Second, if the U.S. cares about phasing out fossil fuels like it claimed in Dubai, it should lead by example and be the first to transition off its heavy production of oil and gas. The Biden administration’s Department of Energy is still promoting oil pipelines and gas exports. The administration’s walk doesn’t match its talk. Not only should the administration keep fossil fuels in the ground to limit warming to 1.5 degrees Celsius, it should stop subsidizing the fossil fuel industry entirely, which in the U.S. amounts to tens of billions of dollars annually. And it should start holding the fossil fuel industry’s feet to the global warming fire, especially as they try to reposition their industry as a carbon capturer and storer.

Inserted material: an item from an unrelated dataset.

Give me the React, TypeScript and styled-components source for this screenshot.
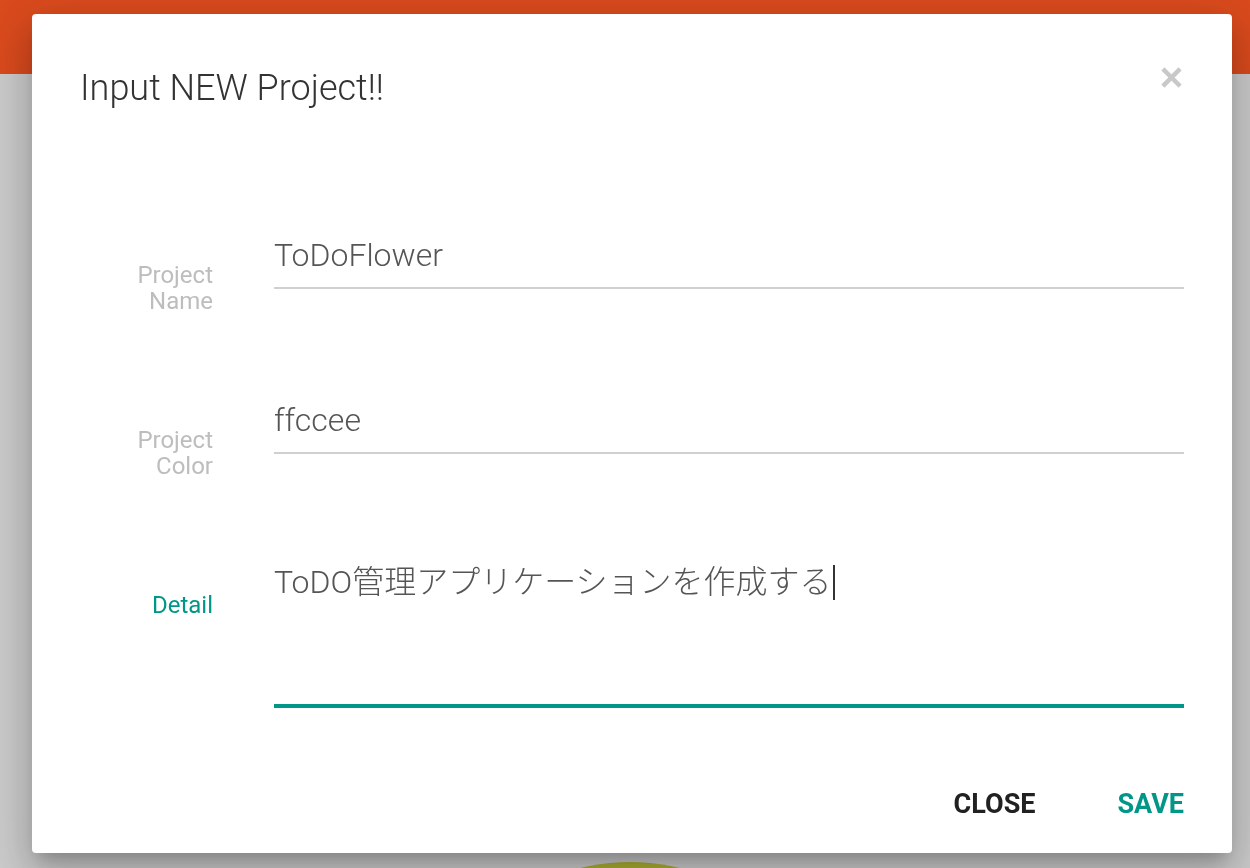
import React from "react";
import styled, { createGlobalStyle } from "styled-components";

const GlobalStyle = createGlobalStyle`
  html, body {
    margin: 0;
    padding: 0;
  }
  body {
    background: #eeeeee;
    font-family: Roboto, "Noto Sans CJK JP", sans-serif;
    overflow: hidden;
  }
`;

const Page = styled.div`
  position: relative;
  width: 100%;
  height: 868px;
  overflow: hidden;
  background: #eeeeee;
`;

const NavBar = styled.header`
  height: 74px;
  background: #ff5722;
`;

const Blossom = styled.div`
  position: absolute;
  left: 420px;
  top: 862px;
  width: 420px;
  height: 420px;
  border-radius: 50%;
  background: #c9cc3a;
`;

const Overlay = styled.div`
  position: fixed;
  inset: 0;
  background: rgba(0, 0, 0, 0.15);
`;

const Modal = styled.div`
  position: fixed;
  left: 32px;
  top: 14px;
  width: 1200px;
  height: 839px;
  box-sizing: border-box;
  padding: 53px 48px 0;
  background: #ffffff;
  border-radius: 4px;
  box-shadow: 0 24px 38px 3px rgba(0, 0, 0, 0.14),
    0 9px 46px 8px rgba(0, 0, 0, 0.12), 0 11px 15px -7px rgba(0, 0, 0, 0.2);
  display: flex;
  flex-direction: column;
`;

const Header = styled.div`
  display: flex;
  justify-content: space-between;
  align-items: flex-start;
`;

const Title = styled.h4`
  margin: 0;
  font-family: Roboto, sans-serif;
  font-weight: 300;
  font-size: 36px;
  line-height: 43px;
  color: #333333;
`;

const CloseIcon = styled.button`
  display: block;
  width: 21px;
  height: 21px;
  margin: 0 2px 0 0;
  padding: 0;
  border: none;
  background: none;
  cursor: pointer;
  svg {
    display: block;
  }
`;

const Form = styled.div`
  margin-top: 120px;
  display: flex;
  flex-direction: column;
  gap: 81px;
`;

const Row = styled.div`
  display: grid;
  grid-template-columns: 133px 1fr;
  column-gap: 61px;
  align-items: start;
`;

const Label = styled.label<{ $active?: boolean }>`
  padding-top: 32px;
  text-align: right;
  font-family: Roboto, sans-serif;
  font-size: 24px;
  line-height: 26px;
  font-weight: 400;
  color: ${(p) => (p.$active ? "#009688" : "#bdbdbd")};
`;

const LabelLine = styled.span`
  display: block;
`;

const TextInput = styled.input`
  display: block;
  width: 100%;
  height: 59px;
  box-sizing: border-box;
  margin: 0;
  padding: 2px 0 10px;
  border: none;
  border-bottom: 2px solid #d0d0d0;
  border-radius: 0;
  background: transparent;
  outline: none;
  font-family: Roboto, "Noto Sans CJK JP", sans-serif;
  font-weight: 300;
  font-size: 32px;
  line-height: 45px;
  color: #555555;
`;

const TextArea = styled.div`
  box-sizing: border-box;
  height: 148px;
  border-bottom: 4px solid #009688;
  font-family: Roboto, "Noto Sans CJK JP", sans-serif;
  font-weight: 300;
  font-size: 32px;
  line-height: 45px;
  color: #555555;
  white-space: nowrap;
`;

const Caret = styled.span`
  display: inline-block;
  width: 2px;
  height: 35px;
  margin-left: 1px;
  background: #333333;
  vertical-align: -7px;
`;

const Footer = styled.div`
  margin-top: 78px;
  display: flex;
  justify-content: flex-end;
  gap: 82px;
`;

const FlatButton = styled.button<{ $primary?: boolean }>`
  margin: 0;
  padding: 0;
  border: none;
  background: none;
  cursor: pointer;
  font-family: Roboto, sans-serif;
  font-weight: 700;
  font-size: 27px;
  line-height: 36px;
  text-transform: uppercase;
  color: ${(p) => (p.$primary ? "#009688" : "#212121")};
`;

export default function App() {
  return (
    <Page>
      <GlobalStyle />
      <NavBar />
      <Blossom />
      <Overlay />
      <Modal>
        <Header>
          <Title>Input NEW Project!!</Title>
          <CloseIcon aria-label="close">
            <svg width="21" height="21" viewBox="0 0 21 21">
              <path
                d="M3.5 3.5 L17.5 17.5 M17.5 3.5 L3.5 17.5"
                stroke="#c8c8c8"
                strokeWidth="4.5"
                strokeLinecap="square"
                fill="none"
              />
            </svg>
          </CloseIcon>
        </Header>
        <Form>
          <Row>
            <Label>
              <LabelLine>Project</LabelLine>
              <LabelLine>Name</LabelLine>
            </Label>
            <TextInput readOnly value="ToDoFlower" />
          </Row>
          <Row>
            <Label>
              <LabelLine>Project</LabelLine>
              <LabelLine>Color</LabelLine>
            </Label>
            <TextInput readOnly value="ffccee" />
          </Row>
          <Row>
            <Label $active>Detail</Label>
            <TextArea>
              ToDO管理アプリケーションを作成する
              <Caret />
            </TextArea>
          </Row>
        </Form>
        <Footer>
          <FlatButton>Close</FlatButton>
          <FlatButton $primary>Save</FlatButton>
        </Footer>
      </Modal>
    </Page>
  );
}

Third, instead of solely vilifying the fossil fuel industry, the U.S. should take seriously the demand side and start tackling heavy consumption. Biden’s Department of Agriculture, an example of captured politicians with an active industry-government revolving door, remains unwilling to promote plant-based diets and is doubling down on its carbon heavy meat and dairy industries, which spend millions of dollars in government lobbying in order to block climate legislation. This is just one of many examples. Fossil fuel industries are merely meeting demand where it’s at. Tackle consumption, too, and that helps undermine the influence of the fossil fuel industry. We need to tackle both sides of the problem.
All of this Democrats could do, as much of this sits within executive branch powers, instead of protecting the party’s candidates and finger-pointing at traditional petrostates. The U.S. should lead by example, show the way, and invite others to decarbonize and do the same. That is the kind of leadership we need.
Michael Shank, who attended the UN climate talks in Dubai, teaches sustainable development at New York University’s Center for Global Affairs, and writes in his personal capacity.
The views expressed in this article are the writer’s own.